• [Information supplied]
· · · ·

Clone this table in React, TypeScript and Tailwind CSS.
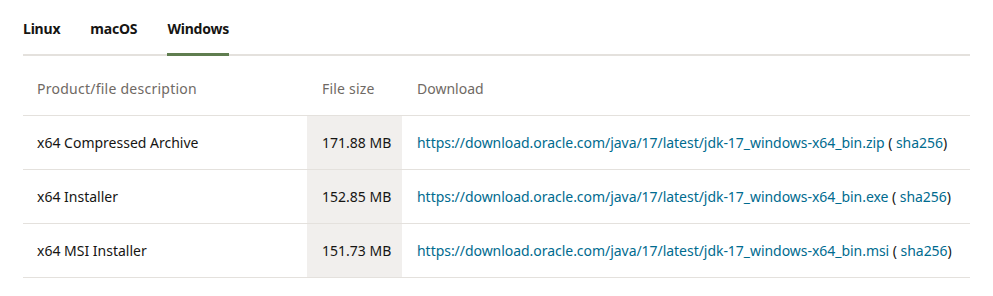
import React from "react";

const rows = [
  { desc: "x64 Compressed Archive", size: "171.88 MB", url: "https://download.oracle.com/java/17/latest/jdk-17_windows-x64_bin.zip" },
  { desc: "x64 Installer", size: "152.85 MB", url: "https://download.oracle.com/java/17/latest/jdk-17_windows-x64_bin.exe" },
  { desc: "x64 MSI Installer", size: "151.73 MB", url: "https://download.oracle.com/java/17/latest/jdk-17_windows-x64_bin.msi" },
];

export default function App() {
  return (
    <div className="w-[993px] h-[296px] bg-white text-[14px] text-[#161513]" style={{ fontFamily: '"Noto Sans", "Open Sans", sans-serif' }}>
      <div className="pl-[23px] pr-[23px] pt-[18px]">
        <div className="flex gap-[30px] border-b-[2px] border-[#e4e1dd] tracking-[-0.2px]">
          <div className="font-bold pb-[14px] border-b-[3px] border-transparent -mb-[2px]">Linux</div>
          <div className="font-bold pb-[14px] border-b-[3px] border-transparent -mb-[2px]">macOS</div>
          <div className="font-bold pb-[14px] border-b-[3px] border-[#5f7d4f] -mb-[2px]">Windows</div>
        </div>
        <div className="grid grid-cols-[284px_95px_1fr]">
          <div className="h-[60px] flex items-center pt-[6px] pl-[14px] text-[#6f6964] tracking-[0.25px] border-b border-[#e4e1dd]">Product/file description</div>
          <div className="h-[60px] flex items-center pt-[6px] pl-[15px] text-[#6f6964] tracking-[0.2px] border-b border-[#e4e1dd]">File size</div>
          <div className="h-[60px] flex items-center pt-[6px] pl-[15px] text-[#6f6964] border-b border-[#e4e1dd]">Download</div>
          {rows.map((r) => (
            <React.Fragment key={r.url}>
              <div className="h-[54px] flex items-center pl-[14px] border-b border-[#e4e1dd]">{r.desc}</div>
              <div className="h-[54px] flex items-center pl-[15px] bg-[#f1efed] border-b border-[#e4e1dd]">{r.size}</div>
              <div className="h-[54px] flex items-center pl-[15px] border-b border-[#e4e1dd] whitespace-nowrap tracking-[-0.04px]">
                <a className="text-[#006b8f]">{r.url}</a>
                <span>&nbsp;( <a className="text-[#006b8f]">sha256</a>)</span>
              </div>
            </React.Fragment>
          ))}
        </div>
      </div>
    </div>
  );
}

· · · ·

• [What you are asked to do] Word for word, quote the full listing, omitting every picture.

• [Task solution]
Clone this table in React, TypeScript and Tailwind CSS.
import React from "react";

const rows = [
  { desc: "x64 Compressed Archive", size: "171.88 MB", url: "https://download.oracle.com/java/17/latest/jdk-17_windows-x64_bin.zip" },
  { desc: "x64 Installer", size: "152.85 MB", url: "https://download.oracle.com/java/17/latest/jdk-17_windows-x64_bin.exe" },
  { desc: "x64 MSI Installer", size: "151.73 MB", url: "https://download.oracle.com/java/17/latest/jdk-17_windows-x64_bin.msi" },
];

export default function App() {
  return (
    <div className="w-[993px] h-[296px] bg-white text-[14px] text-[#161513]" style={{ fontFamily: '"Noto Sans", "Open Sans", sans-serif' }}>
      <div className="pl-[23px] pr-[23px] pt-[18px]">
        <div className="flex gap-[30px] border-b-[2px] border-[#e4e1dd] tracking-[-0.2px]">
          <div className="font-bold pb-[14px] border-b-[3px] border-transparent -mb-[2px]">Linux</div>
          <div className="font-bold pb-[14px] border-b-[3px] border-transparent -mb-[2px]">macOS</div>
          <div className="font-bold pb-[14px] border-b-[3px] border-[#5f7d4f] -mb-[2px]">Windows</div>
        </div>
        <div className="grid grid-cols-[284px_95px_1fr]">
          <div className="h-[60px] flex items-center pt-[6px] pl-[14px] text-[#6f6964] tracking-[0.25px] border-b border-[#e4e1dd]">Product/file description</div>
          <div className="h-[60px] flex items-center pt-[6px] pl-[15px] text-[#6f6964] tracking-[0.2px] border-b border-[#e4e1dd]">File size</div>
          <div className="h-[60px] flex items-center pt-[6px] pl-[15px] text-[#6f6964] border-b border-[#e4e1dd]">Download</div>
          {rows.map((r) => (
            <React.Fragment key={r.url}>
              <div className="h-[54px] flex items-center pl-[14px] border-b border-[#e4e1dd]">{r.desc}</div>
              <div className="h-[54px] flex items-center pl-[15px] bg-[#f1efed] border-b border-[#e4e1dd]">{r.size}</div>
              <div className="h-[54px] flex items-center pl-[15px] border-b border-[#e4e1dd] whitespace-nowrap tracking-[-0.04px]">
                <a className="text-[#006b8f]">{r.url}</a>
                <span>&nbsp;( <a className="text-[#006b8f]">sha256</a>)</span>
              </div>
            </React.Fragment>
          ))}
        </div>
      </div>
    </div>
  );
}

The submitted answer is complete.